◆ **TASK OBJECTIVE**: Give every line again exactly as it appears, please, but not the pictures.

════════════════════

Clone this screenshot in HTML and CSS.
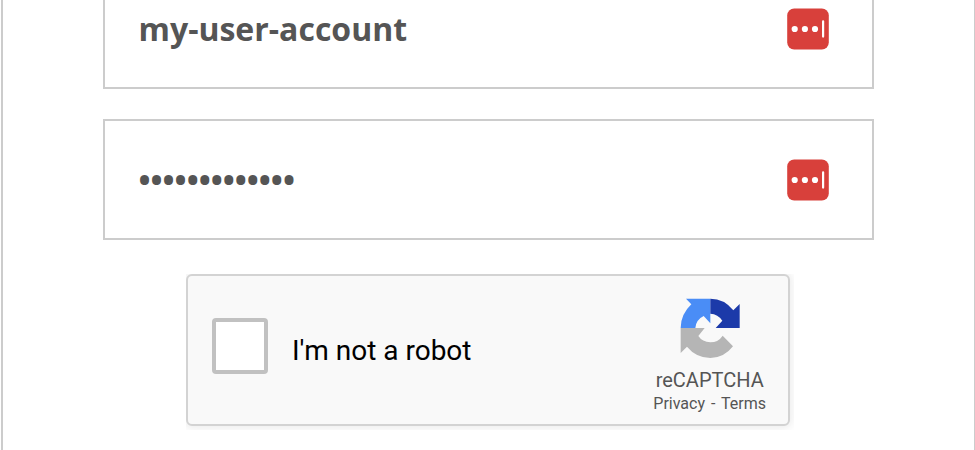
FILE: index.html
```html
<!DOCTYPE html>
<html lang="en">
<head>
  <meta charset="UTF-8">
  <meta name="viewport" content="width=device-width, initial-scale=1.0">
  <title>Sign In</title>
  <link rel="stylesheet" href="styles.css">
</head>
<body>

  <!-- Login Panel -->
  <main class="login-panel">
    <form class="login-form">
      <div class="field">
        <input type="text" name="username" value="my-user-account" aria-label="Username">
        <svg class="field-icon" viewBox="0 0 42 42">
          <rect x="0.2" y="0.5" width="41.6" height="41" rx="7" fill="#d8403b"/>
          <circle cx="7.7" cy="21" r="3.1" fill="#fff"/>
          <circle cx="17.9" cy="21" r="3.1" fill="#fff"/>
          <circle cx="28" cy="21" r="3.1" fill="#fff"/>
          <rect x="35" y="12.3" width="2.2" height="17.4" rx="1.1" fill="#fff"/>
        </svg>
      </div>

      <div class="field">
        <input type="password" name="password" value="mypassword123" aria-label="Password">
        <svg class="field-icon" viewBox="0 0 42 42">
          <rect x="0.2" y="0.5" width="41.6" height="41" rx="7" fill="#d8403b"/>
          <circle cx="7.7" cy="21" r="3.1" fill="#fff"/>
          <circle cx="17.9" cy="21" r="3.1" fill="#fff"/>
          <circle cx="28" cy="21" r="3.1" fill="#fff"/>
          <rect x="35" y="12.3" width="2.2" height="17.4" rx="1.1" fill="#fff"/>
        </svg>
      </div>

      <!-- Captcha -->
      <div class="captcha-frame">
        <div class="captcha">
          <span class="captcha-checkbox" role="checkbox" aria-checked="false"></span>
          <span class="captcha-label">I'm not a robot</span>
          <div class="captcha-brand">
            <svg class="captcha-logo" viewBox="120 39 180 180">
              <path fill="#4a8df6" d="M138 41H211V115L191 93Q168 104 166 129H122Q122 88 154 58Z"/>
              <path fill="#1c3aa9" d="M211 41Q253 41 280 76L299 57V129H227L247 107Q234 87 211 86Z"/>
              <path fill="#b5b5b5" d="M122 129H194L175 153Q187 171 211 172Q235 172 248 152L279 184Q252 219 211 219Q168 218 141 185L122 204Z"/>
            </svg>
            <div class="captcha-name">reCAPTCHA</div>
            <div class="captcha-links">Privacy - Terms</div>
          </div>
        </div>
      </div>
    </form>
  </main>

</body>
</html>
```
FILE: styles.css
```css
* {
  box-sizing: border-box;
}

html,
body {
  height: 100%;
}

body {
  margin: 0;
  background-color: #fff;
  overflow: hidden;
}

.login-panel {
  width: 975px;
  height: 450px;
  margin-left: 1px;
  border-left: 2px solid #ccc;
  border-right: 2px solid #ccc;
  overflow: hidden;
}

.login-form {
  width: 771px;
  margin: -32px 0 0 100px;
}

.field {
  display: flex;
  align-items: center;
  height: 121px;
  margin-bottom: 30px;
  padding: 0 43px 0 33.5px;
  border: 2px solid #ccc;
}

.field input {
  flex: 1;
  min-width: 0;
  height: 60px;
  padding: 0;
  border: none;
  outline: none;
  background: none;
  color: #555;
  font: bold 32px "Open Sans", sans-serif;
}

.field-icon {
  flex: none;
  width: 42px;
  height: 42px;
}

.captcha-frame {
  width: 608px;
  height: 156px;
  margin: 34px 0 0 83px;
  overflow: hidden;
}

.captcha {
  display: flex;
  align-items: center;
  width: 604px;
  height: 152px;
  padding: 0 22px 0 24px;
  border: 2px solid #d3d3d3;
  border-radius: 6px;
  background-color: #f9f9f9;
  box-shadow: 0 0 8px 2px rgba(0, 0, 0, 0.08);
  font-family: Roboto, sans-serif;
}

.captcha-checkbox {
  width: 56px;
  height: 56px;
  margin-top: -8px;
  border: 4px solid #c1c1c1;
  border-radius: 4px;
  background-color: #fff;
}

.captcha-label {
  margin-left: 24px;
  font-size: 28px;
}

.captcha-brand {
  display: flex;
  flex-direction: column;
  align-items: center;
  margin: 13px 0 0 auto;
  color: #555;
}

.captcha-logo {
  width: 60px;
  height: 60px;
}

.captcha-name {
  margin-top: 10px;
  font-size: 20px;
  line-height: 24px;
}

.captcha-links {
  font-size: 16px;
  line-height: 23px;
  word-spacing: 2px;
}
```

════════════════════

◆ **TASK RESULT**:
Clone this screenshot in HTML and CSS.
FILE: index.html
```html
<!DOCTYPE html>
<html lang="en">
<head>
  <meta charset="UTF-8">
  <meta name="viewport" content="width=device-width, initial-scale=1.0">
  <title>Sign In</title>
  <link rel="stylesheet" href="styles.css">
</head>
<body>

  <!-- Login Panel -->
  <main class="login-panel">
    <form class="login-form">
      <div class="field">
        <input type="text" name="username" value="my-user-account" aria-label="Username">
        <svg class="field-icon" viewBox="0 0 42 42">
          <rect x="0.2" y="0.5" width="41.6" height="41" rx="7" fill="#d8403b"/>
          <circle cx="7.7" cy="21" r="3.1" fill="#fff"/>
          <circle cx="17.9" cy="21" r="3.1" fill="#fff"/>
          <circle cx="28" cy="21" r="3.1" fill="#fff"/>
          <rect x="35" y="12.3" width="2.2" height="17.4" rx="1.1" fill="#fff"/>
        </svg>
      </div>

      <div class="field">
        <input type="password" name="password" value="mypassword123" aria-label="Password">
        <svg class="field-icon" viewBox="0 0 42 42">
          <rect x="0.2" y="0.5" width="41.6" height="41" rx="7" fill="#d8403b"/>
          <circle cx="7.7" cy="21" r="3.1" fill="#fff"/>
          <circle cx="17.9" cy="21" r="3.1" fill="#fff"/>
          <circle cx="28" cy="21" r="3.1" fill="#fff"/>
          <rect x="35" y="12.3" width="2.2" height="17.4" rx="1.1" fill="#fff"/>
        </svg>
      </div>

      <!-- Captcha -->
      <div class="captcha-frame">
        <div class="captcha">
          <span class="captcha-checkbox" role="checkbox" aria-checked="false"></span>
          <span class="captcha-label">I'm not a robot</span>
          <div class="captcha-brand">
            <svg class="captcha-logo" viewBox="120 39 180 180">
              <path fill="#4a8df6" d="M138 41H211V115L191 93Q168 104 166 129H122Q122 88 154 58Z"/>
              <path fill="#1c3aa9" d="M211 41Q253 41 280 76L299 57V129H227L247 107Q234 87 211 86Z"/>
              <path fill="#b5b5b5" d="M122 129H194L175 153Q187 171 211 172Q235 172 248 152L279 184Q252 219 211 219Q168 218 141 185L122 204Z"/>
            </svg>
            <div class="captcha-name">reCAPTCHA</div>
            <div class="captcha-links">Privacy - Terms</div>
          </div>
        </div>
      </div>
    </form>
  </main>

</body>
</html>
```
FILE: styles.css
```css
* {
  box-sizing: border-box;
}

html,
body {
  height: 100%;
}

body {
  margin: 0;
  background-color: #fff;
  overflow: hidden;
}

.login-panel {
  width: 975px;
  height: 450px;
  margin-left: 1px;
  border-left: 2px solid #ccc;
  border-right: 2px solid #ccc;
  overflow: hidden;
}

.login-form {
  width: 771px;
  margin: -32px 0 0 100px;
}

.field {
  display: flex;
  align-items: center;
  height: 121px;
  margin-bottom: 30px;
  padding: 0 43px 0 33.5px;
  border: 2px solid #ccc;
}

.field input {
  flex: 1;
  min-width: 0;
  height: 60px;
  padding: 0;
  border: none;
  outline: none;
  background: none;
  color: #555;
  font: bold 32px "Open Sans", sans-serif;
}

.field-icon {
  flex: none;
  width: 42px;
  height: 42px;
}

.captcha-frame {
  width: 608px;
  height: 156px;
  margin: 34px 0 0 83px;
  overflow: hidden;
}

.captcha {
  display: flex;
  align-items: center;
  width: 604px;
  height: 152px;
  padding: 0 22px 0 24px;
  border: 2px solid #d3d3d3;
  border-radius: 6px;
  background-color: #f9f9f9;
  box-shadow: 0 0 8px 2px rgba(0, 0, 0, 0.08);
  font-family: Roboto, sans-serif;
}

.captcha-checkbox {
  width: 56px;
  height: 56px;
  margin-top: -8px;
  border: 4px solid #c1c1c1;
  border-radius: 4px;
  background-color: #fff;
}

.captcha-label {
  margin-left: 24px;
  font-size: 28px;
}

.captcha-brand {
  display: flex;
  flex-direction: column;
  align-items: center;
  margin: 13px 0 0 auto;
  color: #555;
}

.captcha-logo {
  width: 60px;
  height: 60px;
}

.captcha-name {
  margin-top: 10px;
  font-size: 20px;
  line-height: 24px;
}

.captcha-links {
  font-size: 16px;
  line-height: 23px;
  word-spacing: 2px;
}
```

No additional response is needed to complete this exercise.